City as Classroom: authentic McLuhan inscription?

Encountering Marshall McLuhan’s media theories during college was a significant influence in my decision to pursue graduate studies in communication (there were, of course, many other influencing factors…I wouldn’t want to posit a “hard determinism”). My first scholarly conference papers and academic journal publication were rooted in McLuhan and the Media Ecology tradition.

When I started my PhD program I quickly gravitated toward a focus on spatial theory and urban studies. So naturally I was drawn to any extant scholarship that linked urban or spatial studies with Media Ecology. I soon learned of a book titled City as Classroom that was co-authored by McLuhan and his son Eric. This text was imminently tantalizing, but it was difficult to come by. After conducting an extensive online search it seemed that the most affordable copies available for sale started in the $200 range. This was significantly beyond what I could justify paying for a single book on my teaching stipend.

Over the next couple of years I intermittently checked online listings for more attainable copies of the book. One day I found a copy selling for around $30 and I immediately snatched it up. When the book arrived I was impressed by its relatively pristine condition, and intrigued by an inscription on the first title page. There was a handwritten salutation signed “Eric McLuhan,” and below in different colored ink and different handwriting was written “and Marshall McLuhan.”

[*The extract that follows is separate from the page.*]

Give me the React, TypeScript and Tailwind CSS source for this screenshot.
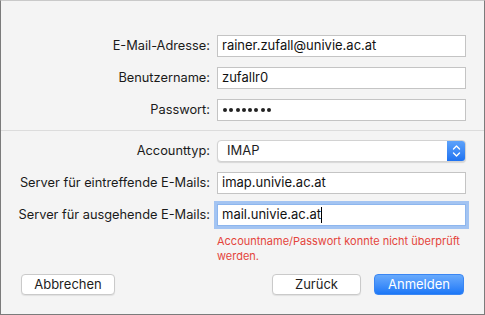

The notion that the Eric McLuhan message was genuine seemed plausible to me, but the Marshall signature seemed suspect. Unlike the upper portion of the inscription, the lower addition was not written in looping cursive but rather scrawled in what seemed like blue ballpoint pen. The “Marshall” portion looked crude and almost child-like by comparison (much like my own handwriting, in fact), and not at all what I imagined McLuhan’s signature would look like. I dismissed the McLuhan inscription as a forgery, the result of some previous handler of this book having a laugh.

Still, curiosity got the best of me and I searched online for an example of a genuine McLuhan signature for comparison. I did not find many results. However, the single reliable example that I was able to find looked remarkably similar to the inscription in my book.

I’ve included photos of the inscription here. If nothing else, I can at least contribute to the image search results for “Marshall McLuhan signature.” Maybe a reader will have further insight. I choose to believe it is the real deal.